The previous volume ended with the remaining four (Dani, Rahne, Sam, Roberto) going on what would become a multi-issue trip to the Amazon, where they make the unlikely find of a lost city of Ancient Romans and Incas living under a Republican government (which is threatened by a monarchist senator); alone, the four must navigate the turbulent politics of the city, find an ally in the daughter of one senator, Amara Aquilla (codenamed Magma), and survive their first encounter with the recurring villainess Selene, a mutant psychic vampire. Coming home, another castmember is added, in the form of Illyana Rasputin/Magik, the younger sister of the X-Man Colossus, a mutant magician, and the New Mutants become acquainted with her concealed, horrible past in the demonic realm of Limbo. Afterwards, the New Mutants and junior X-(Wo)Man Shadowcat (who had earlier condescendingly called the group the "X-babies") must team-up to battle the X-Men's recurring nemeses, the Hellfire Club, and, in particular, the White Queen, Emma Frost. This closing story arc also includes the first appearance in the series of the New Mutants' opposite numbers at Frost's Massachusetts Academy, the Hellions, including future X-Man Warpath (then called Thunderbird). This run of stories ends on something of a cliffhanger, promising big story developments and the arrival of acclaimed artist Bill Sienkiewicz.

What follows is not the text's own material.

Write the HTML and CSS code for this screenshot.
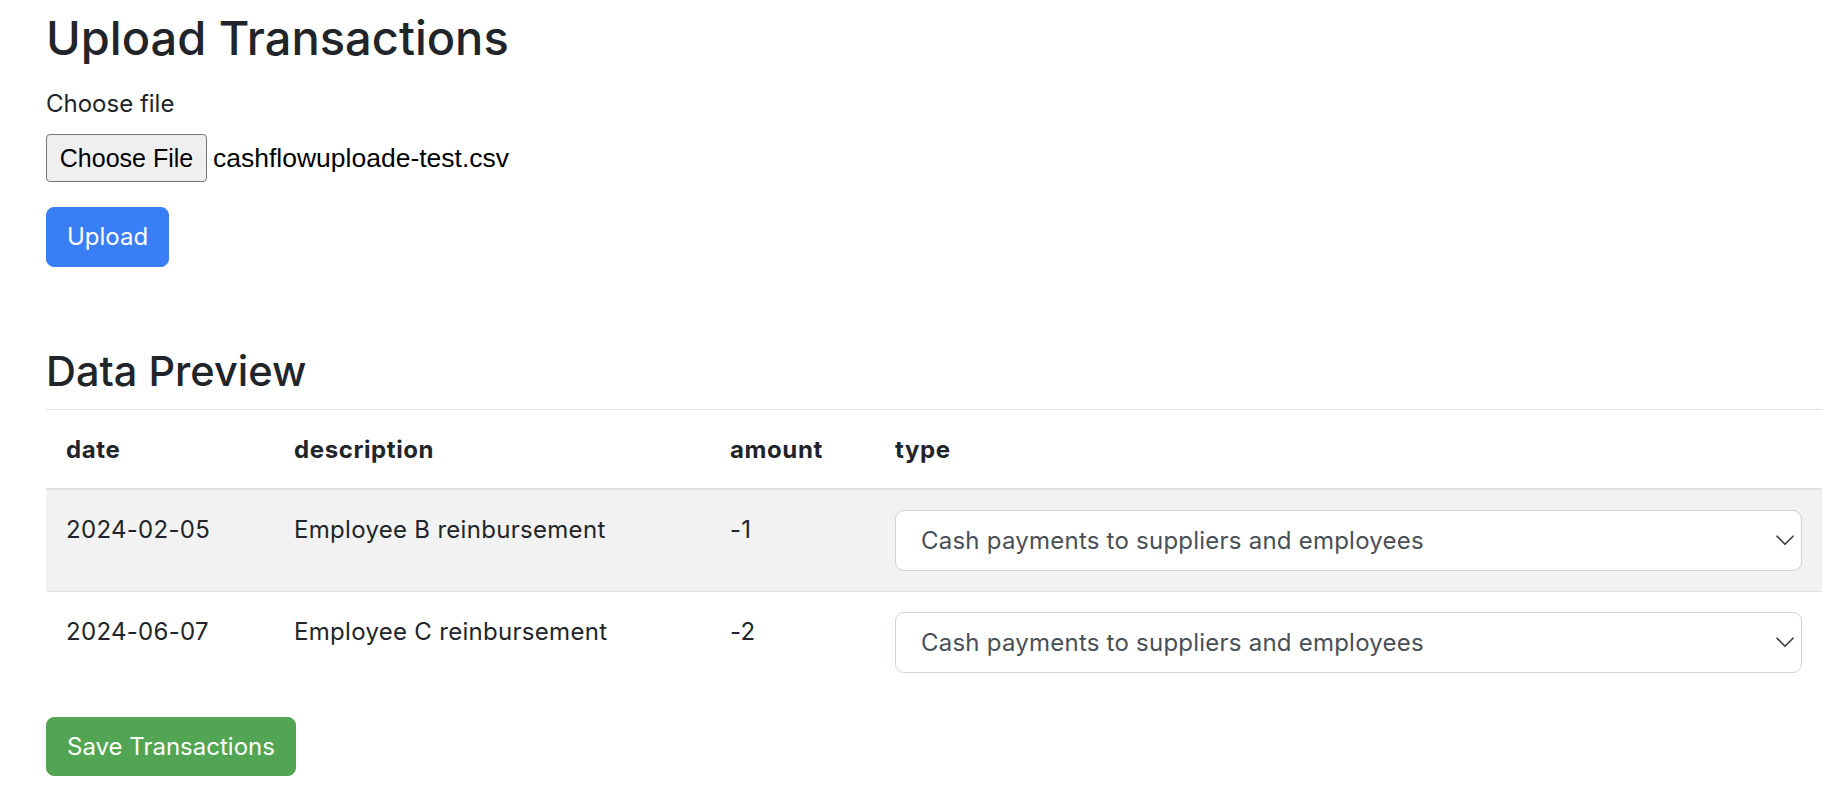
FILE: index.html
```html
<!DOCTYPE html>
<html lang="en">
<head>
<meta charset="utf-8">
<title>Upload Transactions</title>
<link rel="stylesheet" href="styles.css">
</head>
<body>
<main class="page">
  <h1 class="title">Upload Transactions</h1>
  <form class="upload-form">
    <div class="field">
      <label class="field-label">Choose file</label>
      <div class="file-input">
        <span class="file-btn">Choose File</span>
        <span class="file-name">cashflowuploade-test.csv</span>
      </div>
    </div>
    <button type="button" class="btn btn-primary">Upload</button>
  </form>

  <h2 class="section-title">Data Preview</h2>
  <table class="table">
    <colgroup>
      <col class="col-date">
      <col class="col-desc">
      <col class="col-amount">
      <col class="col-type">
    </colgroup>
    <thead>
      <tr><th>date</th><th>description</th><th>amount</th><th>type</th></tr>
    </thead>
    <tbody>
      <tr class="striped">
        <td>2024-02-05</td>
        <td>Employee B reinbursement</td>
        <td>-1</td>
        <td class="select-cell">
          <div class="select-wrap">
            <select class="form-select">
              <option>Cash payments to suppliers and employees</option>
            </select>
            <svg class="chevron" width="18" height="11" viewBox="0 0 18 11"><path d="M1 1.2 L9 9.2 L17 1.2" fill="none" stroke="#343a40" stroke-width="1.6" stroke-linecap="round" stroke-linejoin="round"/></svg>
          </div>
        </td>
      </tr>
      <tr>
        <td>2024-06-07</td>
        <td>Employee C reinbursement</td>
        <td>-2</td>
        <td class="select-cell">
          <div class="select-wrap">
            <select class="form-select">
              <option>Cash payments to suppliers and employees</option>
            </select>
            <svg class="chevron" width="18" height="11" viewBox="0 0 18 11"><path d="M1 1.2 L9 9.2 L17 1.2" fill="none" stroke="#343a40" stroke-width="1.6" stroke-linecap="round" stroke-linejoin="round"/></svg>
          </div>
        </td>
      </tr>
    </tbody>
  </table>
  <button type="button" class="btn btn-success">Save Transactions</button>
</main>
</body>
</html>
```

FILE: styles.css
```css
html, body {
  margin: 0;
  padding: 0;
  background: #ffffff;
}

body {
  font-family: Inter, "Noto Sans", "Liberation Sans", sans-serif;
  font-size: 24px;
  line-height: 1.5;
  color: #212529;
}

.page {
  padding: 0 22px 0 46px;
}

.title {
  margin: 10px 0 20px;
  font-size: 47px;
  font-weight: 500;
  line-height: 1.2;
}

.upload-form {
  display: flex;
  flex-direction: column;
  align-items: flex-start;
}

.field {
  display: flex;
  flex-direction: column;
  align-items: flex-start;
  gap: 12px;
}

.field-label {
  display: block;
}

.file-input {
  display: flex;
  align-items: center;
  gap: 6px;
  font-family: "Liberation Sans", Arial, sans-serif;
  color: #000;
}

.file-btn {
  display: block;
  box-sizing: border-box;
  height: 48px;
  width: 161px;
  line-height: 46px;
  text-align: center;
  font-size: 25px;
  background: #efefef;
  border: 1px solid #767676;
  border-radius: 4px;
}

.file-name {
  font-size: 26.5px;
}

.btn {
  display: inline-block;
  box-sizing: border-box;
  font-family: inherit;
  font-size: 24px;
  line-height: 36px;
  font-weight: 400;
  color: #fff;
  border: 1px solid transparent;
  border-radius: 8px;
  cursor: pointer;
}

.btn-primary {
  margin-top: 25px;
  height: 60px;
  padding: 11px 20px;
  background: #3a7ef6;
  border-color: #3a7ef6;
}

.btn-success {
  margin-top: 24px;
  height: 59px;
  padding: 11px 20px;
  background: #52a552;
  border-color: #52a552;
}

.section-title {
  margin: 80px 0 12px;
  font-size: 41.5px;
  font-weight: 500;
  line-height: 1.2;
}

.table {
  width: 100%;
  border-collapse: collapse;
  color: #212529;
}

.col-date { width: 228px; }
.col-desc { width: 436px; }
.col-amount { width: 165px; }

.table th,
.table td {
  padding: 20px;
  text-align: left;
  vertical-align: top;
  border-top: 1px solid #dee2e6;
}

.table th {
  padding-top: 22px;
  padding-bottom: 20px;
  font-weight: 700;
  letter-spacing: 0.6px;
  border-bottom: 2px solid #dee2e6;
}

.table td {
  padding-top: 22px;
  letter-spacing: 0.3px;
}

.table td.select-cell {
  padding-top: 20px;
  letter-spacing: 0;
}

.table tbody tr:first-child td {
  border-top: 0;
}

.table tr.striped {
  background: #f2f2f2;
}

.select-wrap {
  position: relative;
}

.form-select {
  display: block;
  box-sizing: border-box;
  width: 100%;
  height: 61px;
  padding: 0 50px 0 25px;
  font-family: inherit;
  font-size: 24px;
  letter-spacing: 0.23px;
  color: #495057;
  background: #fff;
  border: 1px solid #ced4da;
  border-radius: 9px;
  appearance: none;
  -webkit-appearance: none;
}

.chevron {
  position: absolute;
  right: 8px;
  top: 25px;
  pointer-events: none;
}
```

Chris Claremont is a widely derided writer these days, having atrophied as a writer over the decades, losing the originality in years of repetitive stories and failing to keep up with changes in writing style. However, here he is at the top of his game, producing enjoyable adventure stories while at the same time expertly juggling his cast, giving insight into their feelings and motivations, and, as best as anyone has ever done, capturing the potential of the mutant allegory: the kids are gifted with incredible powers, which, particularly in the cases of newcomers Illyana and Amara, also come with considerable risks, and they must learn to control their power. Professor Xavier, nowadays often characterized as a manipulator, is perfectly characterized here; "Xavier's Dream" is never more real in the pages of these stories. The artist for this volume is reliable Marvel penciller Sal Buscema, unfortunately sandwiched between McLeod and Sienkiewicz, two more famous artists; nevertheless, his contributions to the New Mutants are worthy.
This series is recommend to fans of Marvel's mutants in arguably their finest era.